Bei, Fei e Feis. Una “troika” salva-Europa

Alberto Quadrio Curzio Economista, presidente emerito Accademia dei Lincei

Nel mio precedente intervento ho avuto modo di dire che non serve un Piano Marshall, ma un Piano Delors/Draghi e che per contrastare la pandemia di Coronavirus, con Bei e Fei, l’Europa potrebbe mobilitare 1000 miliardi. Ho accentuato il ruolo delle complementarietà tra pubblico e privato da un lato e tra economia monetaria e economia reale dall’altro, per superare la terribile crisi in cui siamo. Jacques Delors, che fu presidente della Commissione europea per tre mandati dal 1985 al 1995, contribuì con Helmut Kohl e Francois Mitterrand (un terzetto eccezionale!) a una svolta storica nella costruzione europea. Non tutto quanto fatto dal presidente Delors è condivisibile, ma la sua impostazione per un’Europa comunitaria orientata al XXI secolo è cruciale. Per questo ne tratto qui.

Jacques Delors: crescita, competitività e occupazione

Una sintesi dei programmi di Delors, non pochi realizzati ed altri prefigurati, si trova nel Libro Bianco del 1993: “Crescita, competitività e occupazione. Le sfide e le vie da percorrere per entrare nel XXI secolo”. Da questo Libro Bianco si dovrebbe ripartire sia per l’impostazione pragmatica istituzionalmente mista Federalista-Confederalista-Funzionalista della costruzione europea, sia per tenere salde le potenzialità e le finalità dell’economia reale e strutturale europea.

Delors volle il Libro Bianco per “prendere le decisioni – decentrate, nazionali o comunitarie – che ci permettano di creare la basi di uno sviluppo sostenibile, di lunga durata, delle economie europee, mettendole in grado di far fronte alla concorrenza internazionale e creando al tempo stesso milioni di posti di lavoro necessari”. In altri termini per “una nuova sintesi tra gli obiettivi che la società persegue (il lavoro come fattore d’integrazione sociale, la pari opportunità) e le esigenze dell’economia (la competitività e la creazione di posti di lavoro)”.
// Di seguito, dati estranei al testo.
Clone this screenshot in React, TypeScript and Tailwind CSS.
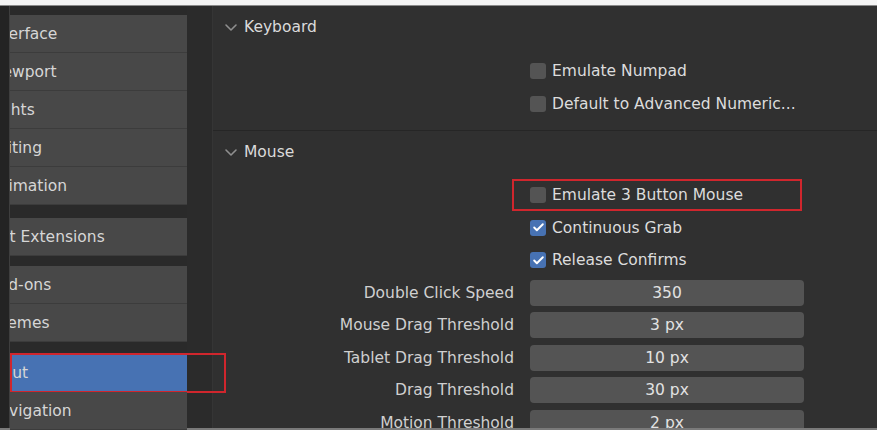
import { Check } from 'lucide-react';

const font = { fontFamily: '"DejaVu Sans", "Liberation Sans", sans-serif' };

const groups: { items: string[]; gap: string }[] = [
  { items: ['Interface', 'Viewport', 'Lights', 'Editing', 'Animation'], gap: 'mt-[9px]' },
  { items: ['Get Extensions'], gap: 'mt-[13px]' },
  { items: ['Add-ons', 'Themes'], gap: 'mt-[10px]' },
  { items: ['Input', 'Navigation', 'Keymap'], gap: 'mt-[12px]' },
];

const fields = [
  { label: 'Double Click Speed', value: '350' },
  { label: 'Mouse Drag Threshold', value: '3 px' },
  { label: 'Tablet Drag Threshold', value: '10 px' },
  { label: 'Drag Threshold', value: '30 px' },
  { label: 'Motion Threshold', value: '2 px' },
];

function Chevron() {
  return (
    <svg width="14" height="10" viewBox="0 0 14 10" className="shrink-0">
      <polyline points="2,3 7,8 12,3" fill="none" stroke="#8f8f8f" strokeWidth="1.6" strokeLinecap="round" strokeLinejoin="round" />
    </svg>
  );
}

function Box({ checked }: { checked?: boolean }) {
  return (
    <div
      className={`w-[16px] h-[16px] rounded-[3px] flex items-center justify-center shrink-0 ${checked ? 'bg-[#4772b3]' : 'bg-[#545454]'}`}
    >
      {checked && <Check className="w-[13px] h-[13px] text-white" strokeWidth={3.5} />}
    </div>
  );
}

function CheckRow({ text, checked, marked }: { text: string; checked?: boolean; marked?: boolean }) {
  return (
    <div className="h-[32.5px] flex items-center">
      <div className="w-[301px] shrink-0" />
      <div className="relative ml-[16px] h-full flex items-center gap-[6px]">
        <Box checked={checked} />
        <span className="text-[#dcdcdc] pt-[1px]">{text}</span>
        {/* annotation frame */}
        {marked && (
          <div className="absolute -left-[18px] top-0 w-[290px] h-[32px] border-2 border-[#d0262d]" />
        )}
      </div>
    </div>
  );
}

function Header({ title }: { title: string }) {
  return (
    <div className="h-[24px] flex items-center pl-[11px] gap-[6px]">
      <Chevron />
      <span className="text-[#dadada] pt-[1px]">{title}</span>
    </div>
  );
}

export default function App() {
  return (
    <div className="w-[877px] h-[430px] bg-[#2a2a2a] flex flex-col overflow-hidden text-[15.5px] leading-none" style={font}>
      <div className="h-[6px] bg-[#f4f4f4] border-b border-[#8a8a8a] shrink-0" />

      <div className="flex flex-1 min-h-0">
        <div className="w-[10px] bg-[#232323] border-r border-[#3e3e3e] shrink-0" />

        {/* sidebar */}
        <div className="w-[177px] shrink-0 bg-[#2a2a2a]">
          {groups.map((g) => (
            <div key={g.items[0]} className={`${g.gap} rounded-r-[4px]`}>
              {g.items.map((name) => {
                const active = name === 'Input';
                return (
                  <div
                    key={name}
                    className={`relative h-[38px] border-b border-[#3c3c3c] ${active ? 'bg-[#4772b3]' : 'bg-[#484848]'}`}
                  >
                    <div className="h-full overflow-hidden flex items-center pt-[3px]">
                      <span className="-ml-[22px] whitespace-nowrap text-[#d6d6d6]">{name}</span>
                    </div>
                    {active && (
                      <div className="absolute left-0 -top-[1px] w-[216px] h-[40px] border-2 border-[#d0262d]" />
                    )}
                  </div>
                );
              })}
            </div>
          ))}
        </div>

        <div className="w-[25px] shrink-0 bg-[#2b2b2b]" />

        {/* main */}
        <div className="flex-1 bg-[#303030] border-l border-[#353535]">
          <div className="pt-[9px] pb-[10px] border-b border-[#262626]">
            <Header title="Keyboard" />
            <div className="mt-[16px]">
              <CheckRow text="Emulate Numpad" />
              <CheckRow text="Default to Advanced Numeric..." />
            </div>
          </div>

          <div className="pt-[9px]">
            <Header title="Mouse" />
            <div className="mt-[15px]">
              <CheckRow text="Emulate 3 Button Mouse" marked />
              <CheckRow text="Continuous Grab" checked />
              <CheckRow text="Release Confirms" checked />
              {fields.map((f) => (
                <div key={f.label} className="h-[32.5px] flex items-center">
                  <div className="w-[301px] shrink-0 text-right text-[#cfcfcf] pt-[1px]">{f.label}</div>
                  <div className="ml-[16px] w-[274px] h-[26px] rounded-[4px] bg-[#545454] flex items-center justify-center text-[#e2e2e2] pt-[1px]">
                    {f.value}
                  </div>
                </div>
              ))}
            </div>
          </div>
        </div>
      </div>

      <div className="h-[2px] bg-[#7a7a7a] shrink-0" />
    </div>
  );
}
Il Libro Bianco declina così le politiche sia per la competitività globale sia per lo sviluppo intraeuropeo equilibrato fatto dal mercato interno, ma anche dagli investimenti nelle reti infrastrutturali transeuropee, nella ricerca scientifica e nella tecnologia, nell’istruzione, nella digitalizzazione e nelle biotecnologie, nella transizione alle tecnologie pulite e al risparmio delle risorse. Sono programmi di 30 anni fa che anticipano il XXI secolo.